Thank you both for your input. I see that I didn't make myself clear: I do
have a solution, and it is 'basic COM interop'-based, but my quest was for a
'pure' C# solution. Even if Microsoft is planning a move away from the OLE
Structured Storage methodology, there's a huge legacy presence of the
current usage, and it doesn't seem likely that everyone will drop the format
immediately upon hearing that there's an XML alternative. I am developing a
solution that uses both the OSS structure and XML, so that we can move at a
comfortable pace toward XML and away from OSS, but I'm still frustrated that
I have to depend on the hand-waving that the COM approach seems to require.

Again, thanks to both of you, Dimitriy and WildHeart, for your very helpful
replies.
 
I am developing a
solution that uses both the OSS structure and XML, so that we can move at a
comfortable pace toward XML and away from OSS, but I'm still frustrated that
I have to depend on the hand-waving that the COM approach seems to
require.

I understand exactly what you mean and share your disappointment. One of the
good things about structured storage is that, just like in filesystems, you
can do incremental upgrades to on of the leaves of the document without
upsetting the rest. Something which you cannot do with plain XML unless you
use a dedicated XML database (Yukon seems to be heading in that direction
and there are others). But it's not quite the same thing.

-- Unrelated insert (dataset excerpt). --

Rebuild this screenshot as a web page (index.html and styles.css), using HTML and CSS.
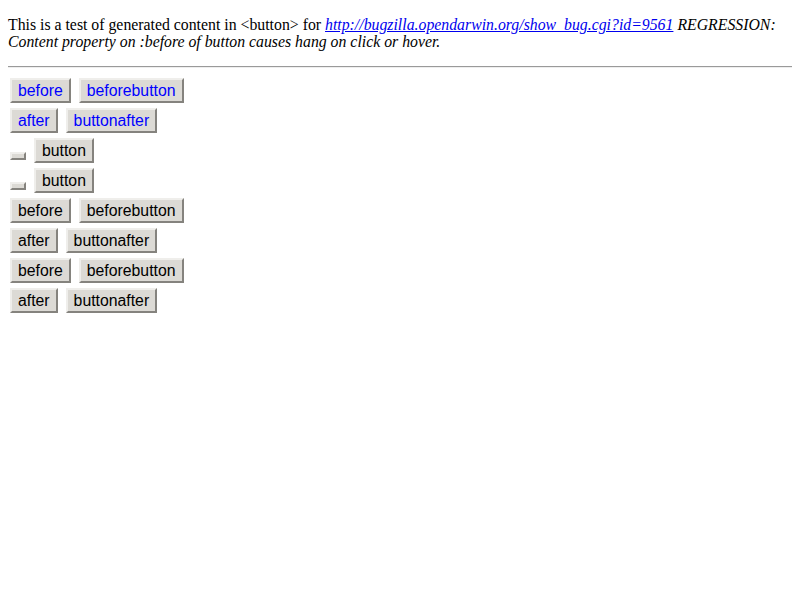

At some point one guy wrote an open-source replacement for structured
storage in C#. It's somewhere on Sourceforge though nobody seems to have
touched it for years. As I said, it was a replacement and not a
plug-compatible library, so you weren't able to read or write WinWord
documents using the library but you could only create new documents with a
philosophy similar to structured storage. I am afraid that's all there is. I
wonder if there are any commercial implementations out there but given the
decreased interest in the format I doubt it.